The bogus experiments seek to quantify God’s responses to religious actions, as though God had no will but were merely mindless or mechanized power into which humans can tap if they know how. In the terms of my New Jersey roots, forgetaboutit. Faith is trust in the love and mercy of God, and we trust God’s love and mercy to hold on to us in life and in death. Attempts to prove or disapprove the validity of our trust in God by somehow measuring the effectiveness of our prayers are ridiculously invalid. They are as though Moses would charge the burning bush and seek to seize God by the throat and compel God to do his will – the will of the man, Moses. No way. But God does promise to be with Moses as he, reluctantly, follows God’s command to return to Egypt and demand the release of God’s children from slavery. That’s the paradigm.

Do I pray for people who are sick? Yes, every day. Do I believe God hears those prayers and cares about those for whom I am praying? Yes. Do I pray for results I know might not be granted? Yes, I do. I do not believe in editing my own prayers by calculating what I regard as likely outcomes.

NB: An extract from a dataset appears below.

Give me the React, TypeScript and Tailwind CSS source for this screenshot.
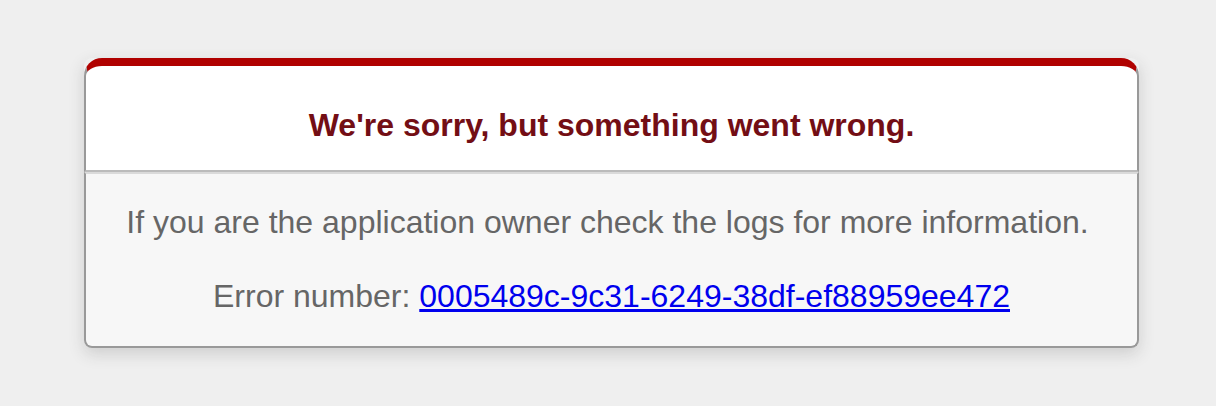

Like the child who freely expresses his/her desire to the parent, I say what I mean, what I want, what I hope or long for. (Praying aloud with others requires more care, but that’s another subject.) And I feel no need to tack on the disclaimer, “If it be your will.” Why should I? Do I think I have the power to make God do what is not God’s will? No, I am asking as honestly as I can. Beyond that, I trust God as well as I can.

So, if you’re looking for a way to manipulate God and get results, try magic. I believe you will fail, but at least you won’t be calling your efforts faith or science. If you’re looking for a way to prove or disprove the love and mercy of God, well, please don’t call your experiments faith, and don’t call them science, either. Spare us more silly experiments pretending to control and quantify variables that cannot be controlled or measured.

Faith is trust in the love and mercy of Another who commits to us but not on our terms and who, therefore, remains free.